The two armies met near the Almoravid castle at Corbins not far from the confluence of the Segre and Noguera Ribagorzana Rivers. While little detail is actually known regarding the battle, historians believe that Almoravid military tactics proven on earlier battlefields such as Sagrajas and Uclés would have been used against the mounted Catalan crusaders. Such tactics would have included a defensive phalanx, followed by archers and slingers, supported by a mobile cavalry reserve.

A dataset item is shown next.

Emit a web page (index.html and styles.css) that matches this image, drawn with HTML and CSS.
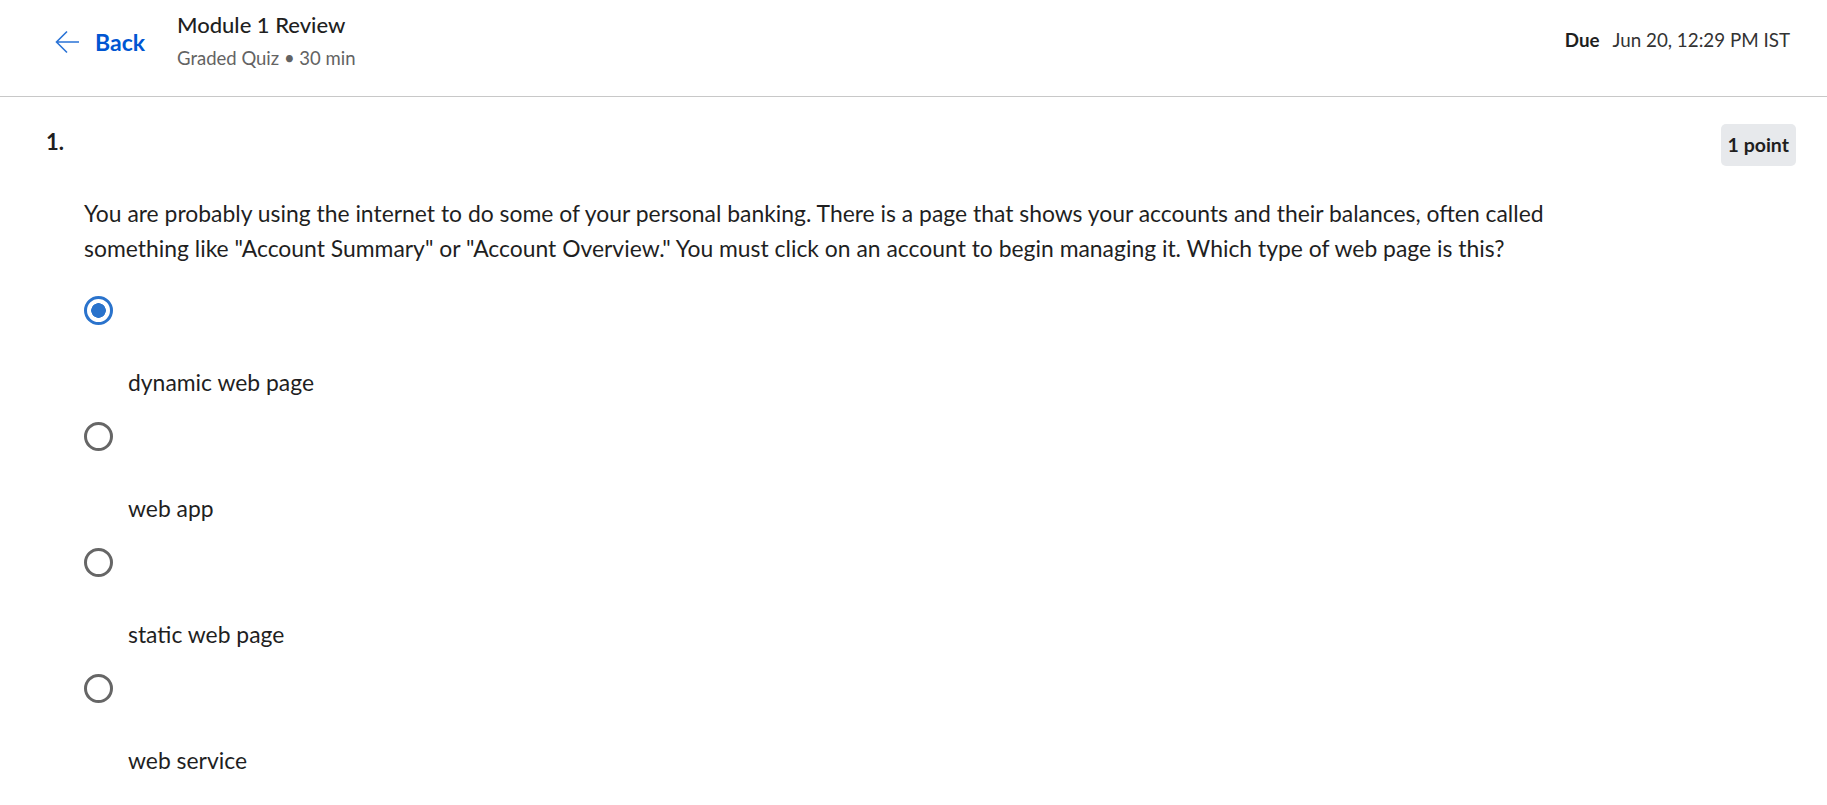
FILE: index.html
```html
<!DOCTYPE html>
<html lang="en">
<head>
<meta charset="utf-8">
<title>Module 1 Review</title>
<link rel="stylesheet" href="styles.css">
</head>
<body>
<header class="topbar">
  <a class="back" href="#">
    <svg class="back-icon" width="25" height="24" viewBox="0 0 25 24" aria-hidden="true">
      <path d="M24 12H2M12 1.5 1.5 12 12 22.5" fill="none" stroke="#2a73d6" stroke-width="1.6"/>
    </svg>
    <span class="back-label">Back</span>
  </a>
  <div class="title-block">
    <div class="title">Module 1 Review</div>
    <div class="subtitle">Graded Quiz • 30 min</div>
  </div>
  <div class="due"><span class="due-label">Due</span><span class="due-date">Jun 20, 12:29 PM IST</span></div>
</header>
<main class="question">
  <div class="q-head">
    <div class="q-num">1.</div>
    <div class="points">1 point</div>
  </div>
  <p class="q-text">You are probably using the internet to do some of your personal banking. There is a page that shows your accounts and their balances, often called something like "Account Summary" or "Account Overview." You must click on an account to begin managing it. Which type of web page is this?</p>
  <div class="options">
    <div class="option">
      <span class="radio checked"></span>
      <div class="opt-label">dynamic web page</div>
    </div>
    <div class="option">
      <span class="radio"></span>
      <div class="opt-label">web app</div>
    </div>
    <div class="option">
      <span class="radio"></span>
      <div class="opt-label">static web page</div>
    </div>
    <div class="option">
      <span class="radio"></span>
      <div class="opt-label">web service</div>
    </div>
  </div>
</main>
</body>
</html>
```
FILE: styles.css
```css
* { box-sizing: border-box; }
html, body { margin: 0; padding: 0; background: #ffffff; }
body {
  font-family: "Lato", "Open Sans", sans-serif;
  color: #1f1f1f;
  overflow: hidden;
}

.topbar {
  display: flex;
  align-items: flex-start;
  height: 97px;
  padding: 0 37px 0 55px;
  border-bottom: 1px solid #c8c8c8;
}

.back {
  display: flex;
  align-items: center;
  gap: 15px;
  margin-top: 27px;
  height: 30px;
  text-decoration: none;
  color: #0056d2;
}
.back-icon { display: block; flex: none; }
.back-label {
  font-size: 23px;
  font-weight: 700;
  line-height: 30px;
}

.title-block {
  margin-left: 32px;
  padding-top: 10px;
}
.title {
  font-size: 22px;
  font-weight: 500;
  line-height: 30px;
  color: #1f1f1f;
}
.subtitle {
  font-size: 18.5px;
  line-height: 37px;
  color: #636363;
}

.due {
  margin-left: auto;
  margin-top: 25px;
  font-size: 18.8px;
  line-height: 30px;
  display: flex;
  gap: 13px;
}
.due-label { font-weight: 700; color: #1f1f1f; }
.due-date { color: #333333; }

.question {
  padding: 27px 31px 0 46px;
}
.q-head {
  display: flex;
  justify-content: space-between;
  align-items: flex-start;
}
.q-num {
  font-size: 22px;
  font-weight: 700;
  line-height: 30px;
  margin-top: 3px;
}
.points {
  height: 42px;
  padding: 0 7px;
  line-height: 42px;
  font-size: 19.5px;
  font-weight: 700;
  background: #e7e9ec;
  border-radius: 5px;
}

.q-text {
  margin: 30px 0 0 38px;
  font-size: 22.9px;
  line-height: 35px;
  max-width: 1490px;
}

.options {
  margin: 30px 0 0 38px;
}
.option {
  padding-bottom: 22px;
}
.radio {
  display: block;
  width: 29px;
  height: 29px;
  border: 3px solid #666666;
  border-radius: 50%;
  margin-bottom: 40px;
}
.radio.checked {
  border-color: #2a73cc;
  background: radial-gradient(circle, #2a73cc 0 7px, #ffffff 7.6px);
}
.opt-label {
  margin-left: 44px;
  font-size: 22.9px;
  line-height: 35px;
}
```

Ibn Iyad’s numerical superiority along with the use of a disciplined infantry allowed him to overcome Berenguer’s heavy cavalry in a resounding victory. Few Catalans survived the battle. Among the Catalan knights perishing in the battle was Bernard Raymond, Count of Pallars Jussà.

==Aftermath==
The Battle of Corbins was a watershed moment that impacted the northern frontier for two decades. First of all, the Almoravids pushed the Christian borders back impacting the Country of Urgell, particularly the territory between the cities of Albesa and Térmens. In addition, the victory ended the Almoravid-Catalan protectorate arrangements in that the Almoravids proved that they could protect themselves and no longer needed to pay tribute as a client state. And finally, the devasting loss convinced Berenguer that he could not conquest Lleida without assistance. As a result, in the years after the battle, Berenguer formed an alliance with his rival, Alfonso the Battler, directed at taking control of the northern Almoravid frontier.

Even with the new alliance, Lleida continued to endure as an Almoravid stronghold for approximately two decades. Ultimately, Lleida will fall to the Christians after a siege in 1149.